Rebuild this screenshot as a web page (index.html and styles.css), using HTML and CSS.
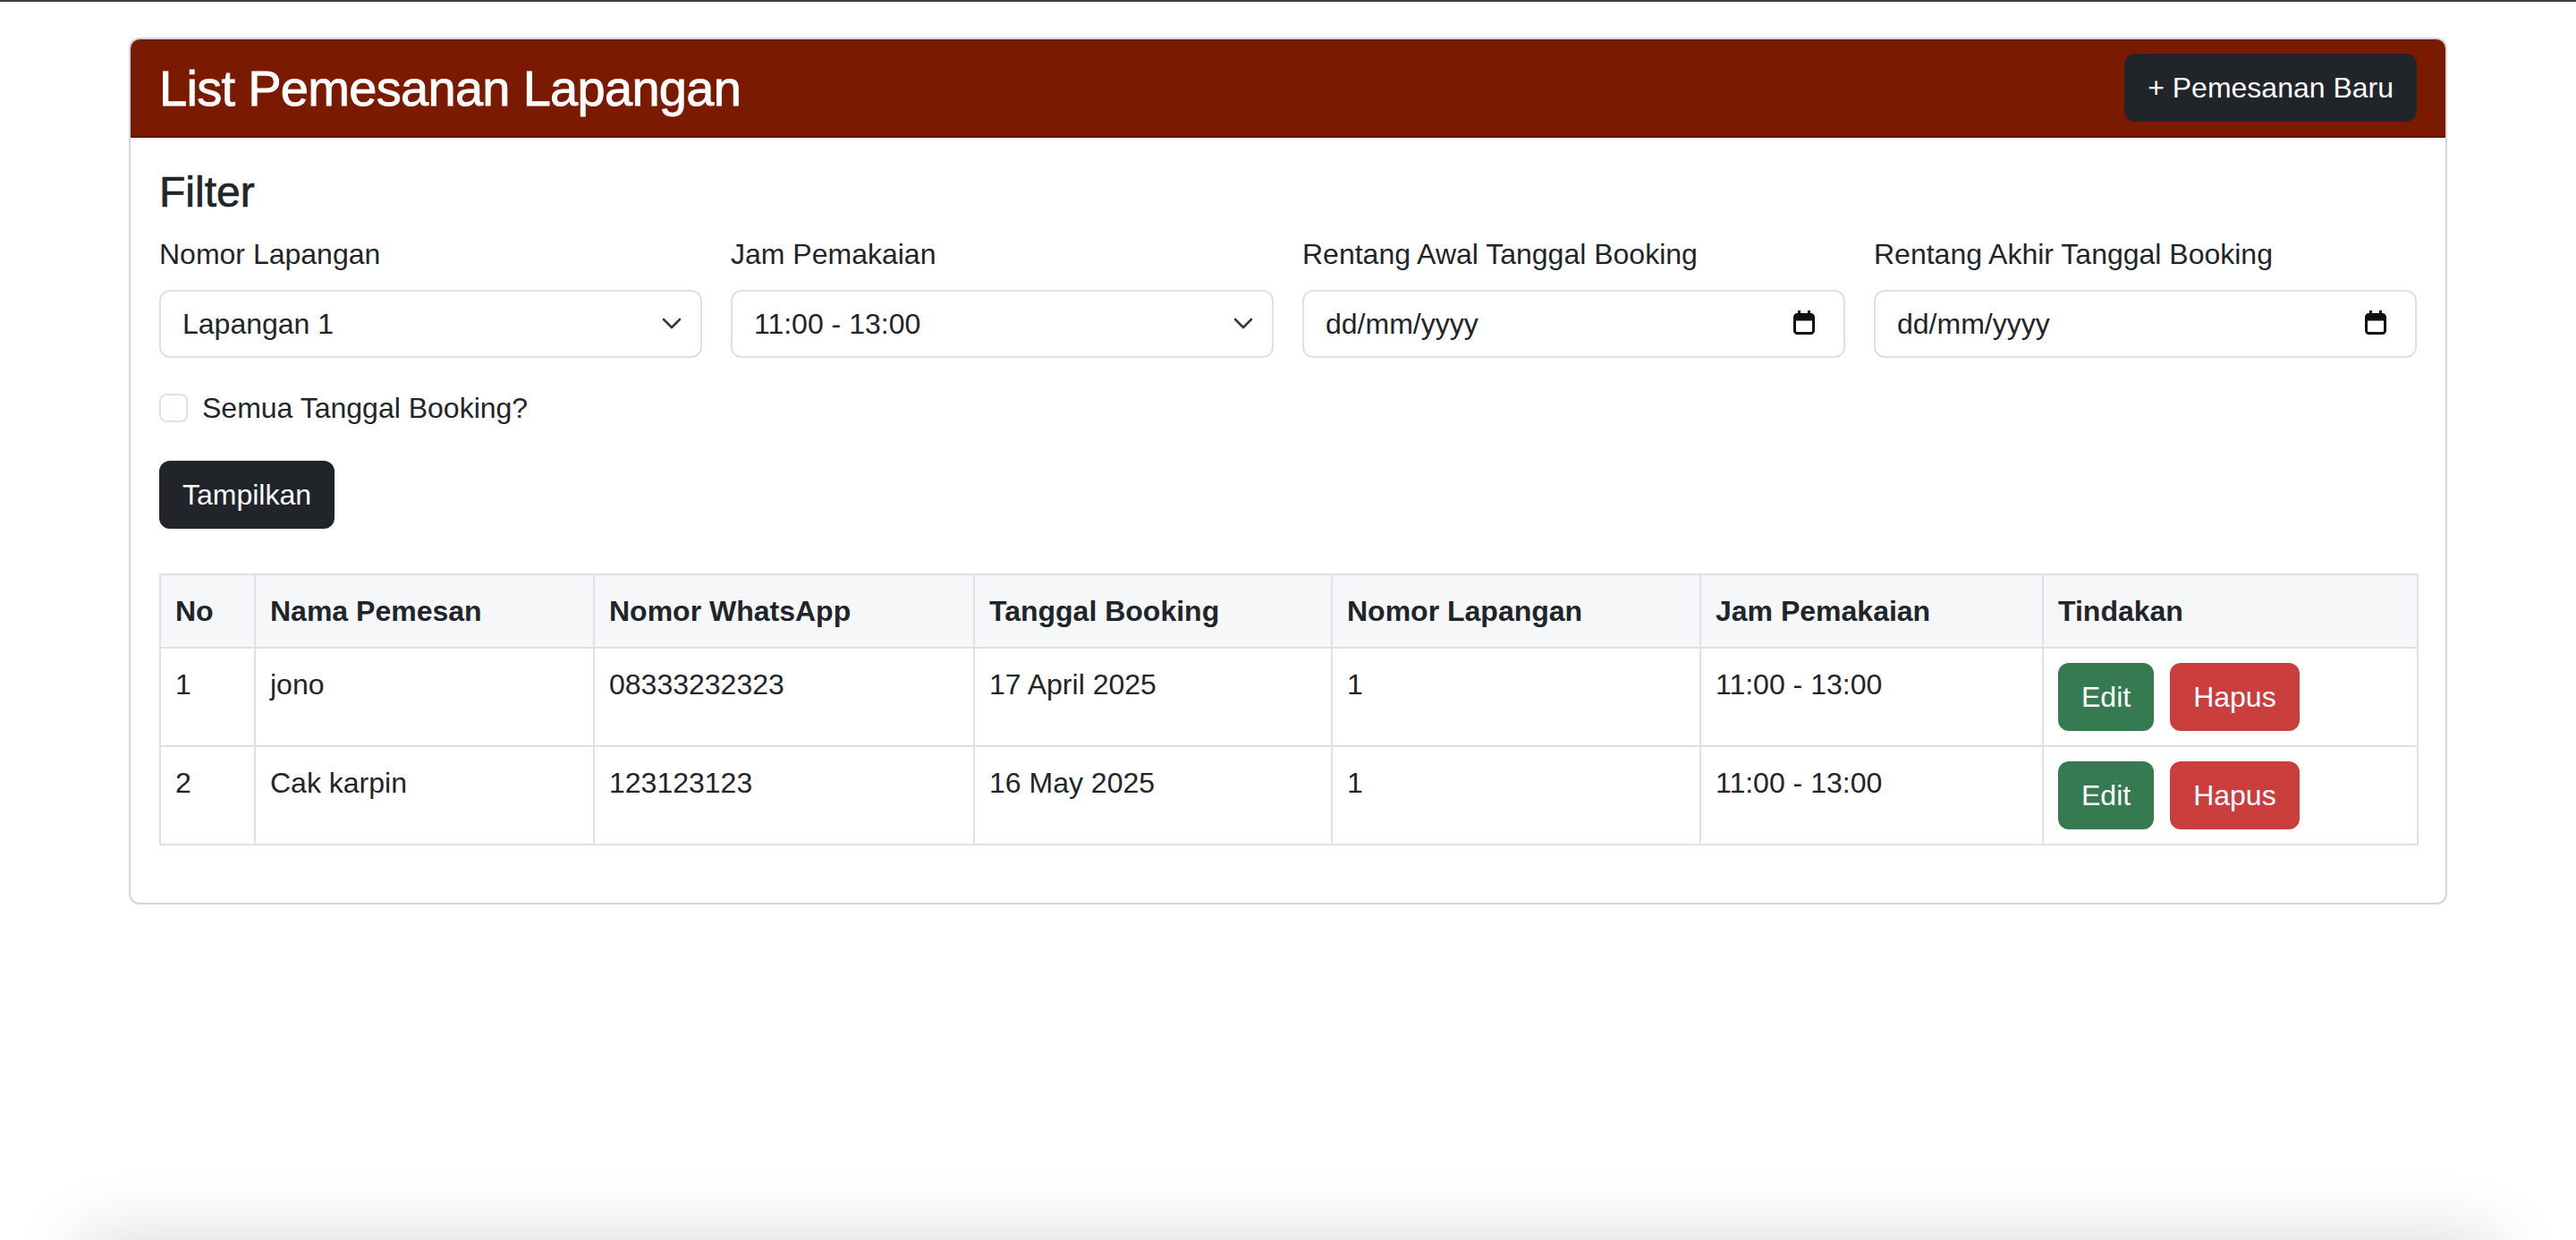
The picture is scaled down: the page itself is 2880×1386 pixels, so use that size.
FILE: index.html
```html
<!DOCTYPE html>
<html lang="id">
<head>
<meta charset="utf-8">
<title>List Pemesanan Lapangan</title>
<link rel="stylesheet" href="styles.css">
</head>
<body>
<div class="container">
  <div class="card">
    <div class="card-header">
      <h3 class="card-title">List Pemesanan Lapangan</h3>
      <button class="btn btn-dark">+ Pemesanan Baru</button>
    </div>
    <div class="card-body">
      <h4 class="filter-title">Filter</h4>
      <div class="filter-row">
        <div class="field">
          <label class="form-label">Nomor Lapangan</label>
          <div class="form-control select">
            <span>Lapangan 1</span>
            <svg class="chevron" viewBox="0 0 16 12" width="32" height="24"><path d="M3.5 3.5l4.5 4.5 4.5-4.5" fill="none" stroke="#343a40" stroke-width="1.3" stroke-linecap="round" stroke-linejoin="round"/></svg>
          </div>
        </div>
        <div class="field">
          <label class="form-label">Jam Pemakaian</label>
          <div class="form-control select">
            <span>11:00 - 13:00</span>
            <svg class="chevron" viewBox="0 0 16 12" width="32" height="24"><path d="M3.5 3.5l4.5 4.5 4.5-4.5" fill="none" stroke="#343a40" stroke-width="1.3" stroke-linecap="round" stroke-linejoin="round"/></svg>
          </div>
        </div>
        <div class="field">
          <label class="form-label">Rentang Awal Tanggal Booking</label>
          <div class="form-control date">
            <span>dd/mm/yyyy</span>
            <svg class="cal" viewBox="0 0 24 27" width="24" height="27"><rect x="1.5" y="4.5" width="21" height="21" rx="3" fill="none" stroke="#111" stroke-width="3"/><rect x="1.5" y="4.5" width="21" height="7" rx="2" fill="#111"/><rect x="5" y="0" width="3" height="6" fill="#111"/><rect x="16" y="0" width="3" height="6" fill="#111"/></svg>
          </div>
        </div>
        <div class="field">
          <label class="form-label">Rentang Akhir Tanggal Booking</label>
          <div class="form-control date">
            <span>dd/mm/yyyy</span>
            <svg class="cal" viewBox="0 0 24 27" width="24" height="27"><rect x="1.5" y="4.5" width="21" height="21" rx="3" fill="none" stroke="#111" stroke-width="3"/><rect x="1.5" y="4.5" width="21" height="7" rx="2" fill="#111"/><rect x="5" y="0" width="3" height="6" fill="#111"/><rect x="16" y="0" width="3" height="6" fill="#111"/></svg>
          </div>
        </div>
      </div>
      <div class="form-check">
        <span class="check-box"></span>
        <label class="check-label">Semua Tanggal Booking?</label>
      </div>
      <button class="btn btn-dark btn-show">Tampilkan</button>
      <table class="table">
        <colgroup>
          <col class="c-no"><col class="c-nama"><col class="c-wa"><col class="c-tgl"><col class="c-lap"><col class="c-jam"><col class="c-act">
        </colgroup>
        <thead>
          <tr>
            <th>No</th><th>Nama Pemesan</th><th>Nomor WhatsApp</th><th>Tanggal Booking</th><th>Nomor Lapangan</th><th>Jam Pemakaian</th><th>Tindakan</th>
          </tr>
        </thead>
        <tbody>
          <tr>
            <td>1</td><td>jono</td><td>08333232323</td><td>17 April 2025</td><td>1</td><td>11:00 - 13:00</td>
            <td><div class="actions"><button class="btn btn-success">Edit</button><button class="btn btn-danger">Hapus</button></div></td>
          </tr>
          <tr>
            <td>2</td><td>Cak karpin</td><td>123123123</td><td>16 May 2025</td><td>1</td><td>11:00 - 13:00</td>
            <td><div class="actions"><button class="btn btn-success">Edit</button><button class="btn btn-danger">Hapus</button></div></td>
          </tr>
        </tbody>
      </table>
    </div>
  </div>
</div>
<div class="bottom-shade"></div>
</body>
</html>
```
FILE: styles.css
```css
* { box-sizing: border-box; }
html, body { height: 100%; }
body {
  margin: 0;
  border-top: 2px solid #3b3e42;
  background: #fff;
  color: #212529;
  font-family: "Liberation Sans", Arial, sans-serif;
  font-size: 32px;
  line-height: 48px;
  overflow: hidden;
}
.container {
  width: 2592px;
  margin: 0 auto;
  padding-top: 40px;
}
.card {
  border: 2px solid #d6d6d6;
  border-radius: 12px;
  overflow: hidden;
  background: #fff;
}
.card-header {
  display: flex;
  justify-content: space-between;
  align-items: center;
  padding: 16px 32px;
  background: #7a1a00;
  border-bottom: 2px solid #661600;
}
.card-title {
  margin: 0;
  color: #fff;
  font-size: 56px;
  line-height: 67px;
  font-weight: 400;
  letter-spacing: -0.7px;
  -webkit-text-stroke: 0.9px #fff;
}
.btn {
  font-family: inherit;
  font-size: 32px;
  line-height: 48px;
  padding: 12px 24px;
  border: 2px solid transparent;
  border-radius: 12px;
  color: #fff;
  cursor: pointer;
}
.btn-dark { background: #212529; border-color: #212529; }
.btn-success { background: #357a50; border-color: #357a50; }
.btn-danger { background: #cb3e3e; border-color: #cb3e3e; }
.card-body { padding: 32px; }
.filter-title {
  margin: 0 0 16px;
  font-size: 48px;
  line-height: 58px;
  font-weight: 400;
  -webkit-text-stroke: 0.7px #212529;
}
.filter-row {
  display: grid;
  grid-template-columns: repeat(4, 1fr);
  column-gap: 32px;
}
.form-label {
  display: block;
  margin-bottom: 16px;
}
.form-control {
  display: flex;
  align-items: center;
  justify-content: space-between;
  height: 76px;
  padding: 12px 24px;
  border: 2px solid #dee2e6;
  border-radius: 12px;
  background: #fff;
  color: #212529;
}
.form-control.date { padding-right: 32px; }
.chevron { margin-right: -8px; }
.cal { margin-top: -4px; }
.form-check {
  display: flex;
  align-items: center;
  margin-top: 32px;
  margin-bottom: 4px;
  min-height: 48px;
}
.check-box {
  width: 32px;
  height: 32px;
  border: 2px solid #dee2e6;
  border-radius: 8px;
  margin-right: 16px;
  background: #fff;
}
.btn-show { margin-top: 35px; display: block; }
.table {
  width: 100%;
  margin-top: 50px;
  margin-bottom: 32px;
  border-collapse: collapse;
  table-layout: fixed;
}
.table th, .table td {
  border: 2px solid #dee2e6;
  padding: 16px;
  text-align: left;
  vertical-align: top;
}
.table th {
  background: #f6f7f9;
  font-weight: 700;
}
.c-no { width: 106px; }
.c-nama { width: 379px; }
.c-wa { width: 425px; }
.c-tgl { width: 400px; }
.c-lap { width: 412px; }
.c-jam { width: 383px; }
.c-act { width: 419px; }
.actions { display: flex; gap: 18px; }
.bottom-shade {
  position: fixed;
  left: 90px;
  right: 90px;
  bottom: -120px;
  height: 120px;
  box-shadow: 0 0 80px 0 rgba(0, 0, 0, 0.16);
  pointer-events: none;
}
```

####################

*Task instructions*:
Copy the material above exactly and drop the pictures.

*The answer*:
Rebuild this screenshot as a web page (index.html and styles.css), using HTML and CSS.
The picture is scaled down: the page itself is 2880×1386 pixels, so use that size.
FILE: index.html
```html
<!DOCTYPE html>
<html lang="id">
<head>
<meta charset="utf-8">
<title>List Pemesanan Lapangan</title>
<link rel="stylesheet" href="styles.css">
</head>
<body>
<div class="container">
  <div class="card">
    <div class="card-header">
      <h3 class="card-title">List Pemesanan Lapangan</h3>
      <button class="btn btn-dark">+ Pemesanan Baru</button>
    </div>
    <div class="card-body">
      <h4 class="filter-title">Filter</h4>
      <div class="filter-row">
        <div class="field">
          <label class="form-label">Nomor Lapangan</label>
          <div class="form-control select">
            <span>Lapangan 1</span>
            <svg class="chevron" viewBox="0 0 16 12" width="32" height="24"><path d="M3.5 3.5l4.5 4.5 4.5-4.5" fill="none" stroke="#343a40" stroke-width="1.3" stroke-linecap="round" stroke-linejoin="round"/></svg>
          </div>
        </div>
        <div class="field">
          <label class="form-label">Jam Pemakaian</label>
          <div class="form-control select">
            <span>11:00 - 13:00</span>
            <svg class="chevron" viewBox="0 0 16 12" width="32" height="24"><path d="M3.5 3.5l4.5 4.5 4.5-4.5" fill="none" stroke="#343a40" stroke-width="1.3" stroke-linecap="round" stroke-linejoin="round"/></svg>
          </div>
        </div>
        <div class="field">
          <label class="form-label">Rentang Awal Tanggal Booking</label>
          <div class="form-control date">
            <span>dd/mm/yyyy</span>
            <svg class="cal" viewBox="0 0 24 27" width="24" height="27"><rect x="1.5" y="4.5" width="21" height="21" rx="3" fill="none" stroke="#111" stroke-width="3"/><rect x="1.5" y="4.5" width="21" height="7" rx="2" fill="#111"/><rect x="5" y="0" width="3" height="6" fill="#111"/><rect x="16" y="0" width="3" height="6" fill="#111"/></svg>
          </div>
        </div>
        <div class="field">
          <label class="form-label">Rentang Akhir Tanggal Booking</label>
          <div class="form-control date">
            <span>dd/mm/yyyy</span>
            <svg class="cal" viewBox="0 0 24 27" width="24" height="27"><rect x="1.5" y="4.5" width="21" height="21" rx="3" fill="none" stroke="#111" stroke-width="3"/><rect x="1.5" y="4.5" width="21" height="7" rx="2" fill="#111"/><rect x="5" y="0" width="3" height="6" fill="#111"/><rect x="16" y="0" width="3" height="6" fill="#111"/></svg>
          </div>
        </div>
      </div>
      <div class="form-check">
        <span class="check-box"></span>
        <label class="check-label">Semua Tanggal Booking?</label>
      </div>
      <button class="btn btn-dark btn-show">Tampilkan</button>
      <table class="table">
        <colgroup>
          <col class="c-no"><col class="c-nama"><col class="c-wa"><col class="c-tgl"><col class="c-lap"><col class="c-jam"><col class="c-act">
        </colgroup>
        <thead>
          <tr>
            <th>No</th><th>Nama Pemesan</th><th>Nomor WhatsApp</th><th>Tanggal Booking</th><th>Nomor Lapangan</th><th>Jam Pemakaian</th><th>Tindakan</th>
          </tr>
        </thead>
        <tbody>
          <tr>
            <td>1</td><td>jono</td><td>08333232323</td><td>17 April 2025</td><td>1</td><td>11:00 - 13:00</td>
            <td><div class="actions"><button class="btn btn-success">Edit</button><button class="btn btn-danger">Hapus</button></div></td>
          </tr>
          <tr>
            <td>2</td><td>Cak karpin</td><td>123123123</td><td>16 May 2025</td><td>1</td><td>11:00 - 13:00</td>
            <td><div class="actions"><button class="btn btn-success">Edit</button><button class="btn btn-danger">Hapus</button></div></td>
          </tr>
        </tbody>
      </table>
    </div>
  </div>
</div>
<div class="bottom-shade"></div>
</body>
</html>
```
FILE: styles.css
```css
* { box-sizing: border-box; }
html, body { height: 100%; }
body {
  margin: 0;
  border-top: 2px solid #3b3e42;
  background: #fff;
  color: #212529;
  font-family: "Liberation Sans", Arial, sans-serif;
  font-size: 32px;
  line-height: 48px;
  overflow: hidden;
}
.container {
  width: 2592px;
  margin: 0 auto;
  padding-top: 40px;
}
.card {
  border: 2px solid #d6d6d6;
  border-radius: 12px;
  overflow: hidden;
  background: #fff;
}
.card-header {
  display: flex;
  justify-content: space-between;
  align-items: center;
  padding: 16px 32px;
  background: #7a1a00;
  border-bottom: 2px solid #661600;
}
.card-title {
  margin: 0;
  color: #fff;
  font-size: 56px;
  line-height: 67px;
  font-weight: 400;
  letter-spacing: -0.7px;
  -webkit-text-stroke: 0.9px #fff;
}
.btn {
  font-family: inherit;
  font-size: 32px;
  line-height: 48px;
  padding: 12px 24px;
  border: 2px solid transparent;
  border-radius: 12px;
  color: #fff;
  cursor: pointer;
}
.btn-dark { background: #212529; border-color: #212529; }
.btn-success { background: #357a50; border-color: #357a50; }
.btn-danger { background: #cb3e3e; border-color: #cb3e3e; }
.card-body { padding: 32px; }
.filter-title {
  margin: 0 0 16px;
  font-size: 48px;
  line-height: 58px;
  font-weight: 400;
  -webkit-text-stroke: 0.7px #212529;
}
.filter-row {
  display: grid;
  grid-template-columns: repeat(4, 1fr);
  column-gap: 32px;
}
.form-label {
  display: block;
  margin-bottom: 16px;
}
.form-control {
  display: flex;
  align-items: center;
  justify-content: space-between;
  height: 76px;
  padding: 12px 24px;
  border: 2px solid #dee2e6;
  border-radius: 12px;
  background: #fff;
  color: #212529;
}
.form-control.date { padding-right: 32px; }
.chevron { margin-right: -8px; }
.cal { margin-top: -4px; }
.form-check {
  display: flex;
  align-items: center;
  margin-top: 32px;
  margin-bottom: 4px;
  min-height: 48px;
}
.check-box {
  width: 32px;
  height: 32px;
  border: 2px solid #dee2e6;
  border-radius: 8px;
  margin-right: 16px;
  background: #fff;
}
.btn-show { margin-top: 35px; display: block; }
.table {
  width: 100%;
  margin-top: 50px;
  margin-bottom: 32px;
  border-collapse: collapse;
  table-layout: fixed;
}
.table th, .table td {
  border: 2px solid #dee2e6;
  padding: 16px;
  text-align: left;
  vertical-align: top;
}
.table th {
  background: #f6f7f9;
  font-weight: 700;
}
.c-no { width: 106px; }
.c-nama { width: 379px; }
.c-wa { width: 425px; }
.c-tgl { width: 400px; }
.c-lap { width: 412px; }
.c-jam { width: 383px; }
.c-act { width: 419px; }
.actions { display: flex; gap: 18px; }
.bottom-shade {
  position: fixed;
  left: 90px;
  right: 90px;
  bottom: -120px;
  height: 120px;
  box-shadow: 0 0 80px 0 rgba(0, 0, 0, 0.16);
  pointer-events: none;
}
```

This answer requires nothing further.